信じてもらえないのだが、自分以外に対する「愛情」や「心」を一片もモテない人間はいるのである。
この人と一緒に居続けることは、厳しい。
しかし、子供はまだ小さい。
私は、生まれて初めて職を探し始めた。
バイトの経験しかないので、探し方がわからない。
まだインターネットの時代ではないので、最初に手に取ったのは求人のフリーペーパーだった。
求人欄を、読み漁った。
フルタイム勤務は難しい。
私と繋がっている世界は、新聞と行政広報のみ。
私は行政の就労支援の窓口を叩いた。
託児があるという市の講習会に、幼い子供2人を抱えバスを乗り継ぎ出掛けて行った。
そこには、様々な境遇の人たちがいた。
年齢もバラバラである。
加えて、離婚へのセミナーにも参加してみた。
想像以上に悩んでいる人が多いことに、とても驚いた。
1人ではない。
そう思えて、涙が出るほど心強かったのを覚えている。
子どもが小さくて、預けられない。
家でできる仕事‥
私は、何を持っているだろう?
私は、大学で中高の英語の教員免許を持っていた。
将来は海外で、などと夢を膨らませたこともあるのに、今は夫の冷たい仕打ちに悩む、化粧どころか髪を切りにさえいけないおばさんだ。
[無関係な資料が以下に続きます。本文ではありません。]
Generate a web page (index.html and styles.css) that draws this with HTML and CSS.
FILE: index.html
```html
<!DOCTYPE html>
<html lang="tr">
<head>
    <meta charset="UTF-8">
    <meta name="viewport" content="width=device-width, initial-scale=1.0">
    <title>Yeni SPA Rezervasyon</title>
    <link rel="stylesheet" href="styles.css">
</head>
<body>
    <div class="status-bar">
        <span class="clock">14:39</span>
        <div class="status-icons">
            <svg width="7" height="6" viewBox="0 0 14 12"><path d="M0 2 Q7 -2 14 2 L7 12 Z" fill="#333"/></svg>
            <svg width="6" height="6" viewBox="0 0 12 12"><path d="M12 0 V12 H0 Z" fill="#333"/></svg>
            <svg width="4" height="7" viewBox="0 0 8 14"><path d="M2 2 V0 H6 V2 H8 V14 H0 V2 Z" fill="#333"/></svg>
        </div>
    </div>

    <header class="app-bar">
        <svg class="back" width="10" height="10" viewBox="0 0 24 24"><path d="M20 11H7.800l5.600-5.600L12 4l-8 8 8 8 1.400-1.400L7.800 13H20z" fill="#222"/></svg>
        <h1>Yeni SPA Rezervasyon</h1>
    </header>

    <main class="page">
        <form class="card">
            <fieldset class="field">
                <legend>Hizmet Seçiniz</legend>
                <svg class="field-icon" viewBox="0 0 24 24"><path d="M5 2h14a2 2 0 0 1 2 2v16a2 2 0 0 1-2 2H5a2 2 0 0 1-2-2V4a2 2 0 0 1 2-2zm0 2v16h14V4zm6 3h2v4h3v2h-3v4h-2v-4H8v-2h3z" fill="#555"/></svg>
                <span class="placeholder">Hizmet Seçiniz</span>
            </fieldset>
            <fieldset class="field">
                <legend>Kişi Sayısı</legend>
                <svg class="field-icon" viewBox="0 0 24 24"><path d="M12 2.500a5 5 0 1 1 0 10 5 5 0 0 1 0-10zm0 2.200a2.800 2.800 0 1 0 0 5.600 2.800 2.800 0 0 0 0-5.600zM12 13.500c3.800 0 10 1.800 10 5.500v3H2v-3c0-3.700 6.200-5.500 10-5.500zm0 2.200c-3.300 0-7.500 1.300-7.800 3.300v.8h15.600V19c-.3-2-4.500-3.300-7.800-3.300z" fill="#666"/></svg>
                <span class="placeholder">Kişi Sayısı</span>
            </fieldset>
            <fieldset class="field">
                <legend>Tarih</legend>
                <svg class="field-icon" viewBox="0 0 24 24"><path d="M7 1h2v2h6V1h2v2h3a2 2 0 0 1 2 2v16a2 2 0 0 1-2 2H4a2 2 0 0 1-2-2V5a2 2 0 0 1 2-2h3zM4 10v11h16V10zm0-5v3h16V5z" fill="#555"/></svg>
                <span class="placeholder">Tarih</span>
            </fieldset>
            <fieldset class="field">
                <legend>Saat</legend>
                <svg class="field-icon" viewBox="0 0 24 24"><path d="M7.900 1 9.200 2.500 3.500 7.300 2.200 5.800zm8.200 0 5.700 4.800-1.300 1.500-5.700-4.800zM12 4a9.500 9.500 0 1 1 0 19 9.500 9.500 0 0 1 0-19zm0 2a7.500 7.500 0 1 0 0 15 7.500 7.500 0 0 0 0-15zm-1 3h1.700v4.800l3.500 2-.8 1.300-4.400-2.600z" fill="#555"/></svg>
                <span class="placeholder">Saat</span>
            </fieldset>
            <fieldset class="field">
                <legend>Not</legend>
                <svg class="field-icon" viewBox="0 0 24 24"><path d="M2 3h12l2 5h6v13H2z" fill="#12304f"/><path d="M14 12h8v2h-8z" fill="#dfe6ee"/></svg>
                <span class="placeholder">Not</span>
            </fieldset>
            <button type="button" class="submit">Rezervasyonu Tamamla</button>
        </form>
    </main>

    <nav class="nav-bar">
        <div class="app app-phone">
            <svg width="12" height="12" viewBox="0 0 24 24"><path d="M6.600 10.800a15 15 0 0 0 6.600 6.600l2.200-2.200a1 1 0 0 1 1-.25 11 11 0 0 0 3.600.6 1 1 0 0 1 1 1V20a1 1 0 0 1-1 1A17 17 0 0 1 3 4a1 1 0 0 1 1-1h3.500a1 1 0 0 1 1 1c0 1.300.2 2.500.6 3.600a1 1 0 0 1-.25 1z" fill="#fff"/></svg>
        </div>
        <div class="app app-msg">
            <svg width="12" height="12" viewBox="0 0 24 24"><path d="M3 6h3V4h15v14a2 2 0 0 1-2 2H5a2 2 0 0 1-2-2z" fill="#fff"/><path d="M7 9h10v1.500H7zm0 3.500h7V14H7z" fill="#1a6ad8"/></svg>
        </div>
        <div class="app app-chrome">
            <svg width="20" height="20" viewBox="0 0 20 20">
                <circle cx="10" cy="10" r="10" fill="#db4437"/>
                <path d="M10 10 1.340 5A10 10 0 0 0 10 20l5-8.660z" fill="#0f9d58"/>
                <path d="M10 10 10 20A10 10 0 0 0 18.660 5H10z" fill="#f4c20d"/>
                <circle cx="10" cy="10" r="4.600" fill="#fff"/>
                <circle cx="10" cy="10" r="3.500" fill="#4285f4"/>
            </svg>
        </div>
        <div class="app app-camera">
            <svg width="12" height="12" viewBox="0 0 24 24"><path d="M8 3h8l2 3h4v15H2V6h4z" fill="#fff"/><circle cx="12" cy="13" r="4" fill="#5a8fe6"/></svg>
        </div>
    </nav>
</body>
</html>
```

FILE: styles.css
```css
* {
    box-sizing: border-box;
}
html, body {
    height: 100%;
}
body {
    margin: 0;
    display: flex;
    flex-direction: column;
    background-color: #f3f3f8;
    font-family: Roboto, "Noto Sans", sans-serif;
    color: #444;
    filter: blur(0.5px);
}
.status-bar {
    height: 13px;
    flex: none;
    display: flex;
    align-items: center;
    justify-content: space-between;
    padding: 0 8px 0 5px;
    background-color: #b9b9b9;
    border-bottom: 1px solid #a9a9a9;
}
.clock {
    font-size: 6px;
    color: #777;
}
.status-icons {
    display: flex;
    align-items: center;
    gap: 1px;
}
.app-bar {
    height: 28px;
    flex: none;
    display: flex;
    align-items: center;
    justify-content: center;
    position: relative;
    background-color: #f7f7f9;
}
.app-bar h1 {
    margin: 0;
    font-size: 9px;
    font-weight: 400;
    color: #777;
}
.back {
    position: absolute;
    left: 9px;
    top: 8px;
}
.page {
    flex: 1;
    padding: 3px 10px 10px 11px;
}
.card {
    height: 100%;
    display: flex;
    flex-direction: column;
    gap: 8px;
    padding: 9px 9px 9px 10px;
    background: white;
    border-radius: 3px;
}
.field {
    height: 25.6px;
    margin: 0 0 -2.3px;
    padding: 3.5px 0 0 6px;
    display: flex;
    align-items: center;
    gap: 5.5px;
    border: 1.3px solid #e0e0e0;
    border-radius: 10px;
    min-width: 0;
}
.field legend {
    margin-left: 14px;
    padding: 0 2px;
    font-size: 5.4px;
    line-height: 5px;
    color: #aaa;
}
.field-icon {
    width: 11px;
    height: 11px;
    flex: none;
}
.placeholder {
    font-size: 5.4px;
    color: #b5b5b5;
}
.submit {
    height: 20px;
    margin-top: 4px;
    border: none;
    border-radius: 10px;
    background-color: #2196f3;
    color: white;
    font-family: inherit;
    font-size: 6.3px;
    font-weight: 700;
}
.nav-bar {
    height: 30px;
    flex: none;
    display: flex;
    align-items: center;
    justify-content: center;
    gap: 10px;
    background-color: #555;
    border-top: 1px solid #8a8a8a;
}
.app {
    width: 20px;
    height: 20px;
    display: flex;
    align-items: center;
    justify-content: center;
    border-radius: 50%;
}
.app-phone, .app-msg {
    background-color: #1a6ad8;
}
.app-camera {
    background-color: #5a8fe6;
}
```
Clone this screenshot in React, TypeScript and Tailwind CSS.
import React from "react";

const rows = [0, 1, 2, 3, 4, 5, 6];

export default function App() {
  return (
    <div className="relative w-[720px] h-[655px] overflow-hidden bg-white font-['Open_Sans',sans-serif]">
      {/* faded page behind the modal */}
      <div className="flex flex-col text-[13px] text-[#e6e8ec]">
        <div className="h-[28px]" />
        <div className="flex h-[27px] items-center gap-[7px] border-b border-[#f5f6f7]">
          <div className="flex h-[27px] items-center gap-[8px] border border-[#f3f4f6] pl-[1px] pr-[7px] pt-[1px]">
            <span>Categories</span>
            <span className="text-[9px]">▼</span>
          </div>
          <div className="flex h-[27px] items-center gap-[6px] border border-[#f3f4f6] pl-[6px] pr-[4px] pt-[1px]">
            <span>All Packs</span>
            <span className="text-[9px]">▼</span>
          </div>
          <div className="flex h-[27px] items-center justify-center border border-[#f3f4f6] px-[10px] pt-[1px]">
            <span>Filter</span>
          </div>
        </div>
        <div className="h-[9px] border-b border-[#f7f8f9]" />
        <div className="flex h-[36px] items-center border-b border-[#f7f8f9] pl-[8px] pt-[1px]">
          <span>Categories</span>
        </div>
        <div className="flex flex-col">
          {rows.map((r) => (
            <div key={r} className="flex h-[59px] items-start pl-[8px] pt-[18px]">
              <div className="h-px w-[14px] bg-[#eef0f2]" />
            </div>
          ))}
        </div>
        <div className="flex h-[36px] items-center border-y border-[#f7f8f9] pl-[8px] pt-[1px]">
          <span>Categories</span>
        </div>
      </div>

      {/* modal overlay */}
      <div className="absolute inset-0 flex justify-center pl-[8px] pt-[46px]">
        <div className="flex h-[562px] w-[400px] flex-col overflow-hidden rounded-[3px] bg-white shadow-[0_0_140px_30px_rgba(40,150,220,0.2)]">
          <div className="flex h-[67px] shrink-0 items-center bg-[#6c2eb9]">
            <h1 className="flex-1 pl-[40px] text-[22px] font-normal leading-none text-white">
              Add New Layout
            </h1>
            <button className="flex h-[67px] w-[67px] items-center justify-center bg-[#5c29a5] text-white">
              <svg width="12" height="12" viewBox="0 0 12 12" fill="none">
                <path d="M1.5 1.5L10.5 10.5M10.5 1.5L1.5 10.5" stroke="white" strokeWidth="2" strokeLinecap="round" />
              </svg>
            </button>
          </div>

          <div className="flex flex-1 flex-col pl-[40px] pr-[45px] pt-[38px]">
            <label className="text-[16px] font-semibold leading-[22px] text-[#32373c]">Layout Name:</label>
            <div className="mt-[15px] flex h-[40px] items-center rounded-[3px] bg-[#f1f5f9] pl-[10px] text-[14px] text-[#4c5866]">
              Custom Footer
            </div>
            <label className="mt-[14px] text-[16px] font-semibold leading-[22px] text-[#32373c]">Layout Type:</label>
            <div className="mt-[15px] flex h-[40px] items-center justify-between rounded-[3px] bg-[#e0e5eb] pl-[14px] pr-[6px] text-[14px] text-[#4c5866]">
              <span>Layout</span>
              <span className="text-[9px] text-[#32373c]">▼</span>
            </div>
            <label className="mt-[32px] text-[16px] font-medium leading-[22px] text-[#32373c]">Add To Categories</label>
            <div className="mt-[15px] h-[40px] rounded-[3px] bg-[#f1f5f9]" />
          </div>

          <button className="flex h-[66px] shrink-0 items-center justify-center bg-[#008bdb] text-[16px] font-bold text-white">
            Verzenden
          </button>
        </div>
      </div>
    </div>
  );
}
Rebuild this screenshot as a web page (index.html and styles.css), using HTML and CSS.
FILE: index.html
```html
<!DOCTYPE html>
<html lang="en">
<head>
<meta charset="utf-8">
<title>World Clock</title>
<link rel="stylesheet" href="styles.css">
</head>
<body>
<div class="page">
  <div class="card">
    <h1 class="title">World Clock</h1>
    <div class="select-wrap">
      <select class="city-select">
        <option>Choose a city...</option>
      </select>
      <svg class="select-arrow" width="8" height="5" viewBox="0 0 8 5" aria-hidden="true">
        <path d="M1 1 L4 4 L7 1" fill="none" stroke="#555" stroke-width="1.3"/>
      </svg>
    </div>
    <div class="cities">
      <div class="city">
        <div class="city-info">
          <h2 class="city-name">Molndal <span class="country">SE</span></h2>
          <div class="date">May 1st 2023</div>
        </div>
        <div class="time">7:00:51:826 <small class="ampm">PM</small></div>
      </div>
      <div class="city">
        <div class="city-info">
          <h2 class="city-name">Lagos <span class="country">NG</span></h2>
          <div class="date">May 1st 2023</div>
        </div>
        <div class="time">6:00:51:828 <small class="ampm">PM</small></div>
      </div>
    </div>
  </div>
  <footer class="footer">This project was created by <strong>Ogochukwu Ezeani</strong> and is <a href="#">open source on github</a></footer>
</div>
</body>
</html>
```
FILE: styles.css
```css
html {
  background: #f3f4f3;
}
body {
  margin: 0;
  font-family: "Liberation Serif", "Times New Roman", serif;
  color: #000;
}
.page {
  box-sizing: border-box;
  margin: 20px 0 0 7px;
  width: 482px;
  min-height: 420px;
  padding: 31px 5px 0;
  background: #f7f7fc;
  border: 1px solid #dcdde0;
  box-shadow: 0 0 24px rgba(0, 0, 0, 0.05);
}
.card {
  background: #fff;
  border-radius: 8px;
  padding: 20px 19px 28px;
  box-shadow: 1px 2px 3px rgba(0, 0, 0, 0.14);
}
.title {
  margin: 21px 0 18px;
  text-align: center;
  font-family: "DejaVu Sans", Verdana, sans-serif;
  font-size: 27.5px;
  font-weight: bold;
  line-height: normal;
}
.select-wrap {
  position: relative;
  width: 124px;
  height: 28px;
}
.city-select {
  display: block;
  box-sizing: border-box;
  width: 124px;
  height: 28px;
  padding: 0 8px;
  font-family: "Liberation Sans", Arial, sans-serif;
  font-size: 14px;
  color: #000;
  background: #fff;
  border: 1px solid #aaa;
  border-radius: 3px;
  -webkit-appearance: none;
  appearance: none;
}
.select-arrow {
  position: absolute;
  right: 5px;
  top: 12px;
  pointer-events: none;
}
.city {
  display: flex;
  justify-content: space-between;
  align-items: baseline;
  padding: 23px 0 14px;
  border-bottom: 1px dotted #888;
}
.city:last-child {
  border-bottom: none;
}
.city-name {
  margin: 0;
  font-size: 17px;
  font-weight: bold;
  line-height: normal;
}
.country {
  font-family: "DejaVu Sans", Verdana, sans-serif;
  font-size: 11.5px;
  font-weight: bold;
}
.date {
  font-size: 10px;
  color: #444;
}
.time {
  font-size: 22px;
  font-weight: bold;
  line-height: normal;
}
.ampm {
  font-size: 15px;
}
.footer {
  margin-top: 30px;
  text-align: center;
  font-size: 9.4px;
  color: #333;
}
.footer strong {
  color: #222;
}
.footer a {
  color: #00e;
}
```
まだ25歳になったばかりなのにと、鏡を見て涙が溢れたが、
泣いてはいられない。
2人目を産んだ時、看護師さんが言ってくれた言葉が背中を押した。
自分が持っているもので、生きていく。
そう誓った私は、家庭で学習塾が開けるという会社の門を叩いた。
採用試験、合格。
私は、一つづつ準備を進めていくことにした。
子どもたちは、私がいなくなっても生きていける力をつけてあげること。
精神的に豊かな生活を送れること。
それが、子育ての最終目標である。
経験から、教養と教育が大切なのではないかと感じていた。
様々な経験をさせて、視野を広げてやろう。
幸せな家庭は見せられないかもしれないが、精一杯子どもを愛そう。
お父さんとお母さんの、二役をやろう。
絶対に絶対に、不幸な子供にはしない。
その誓いは、その後子供たちを大学院に出すまで揺らぐことはなかった。
その思いが、何度も折れそうな心を立て直す芯となり、やがて根を張り私の中に深く根付いていくのである。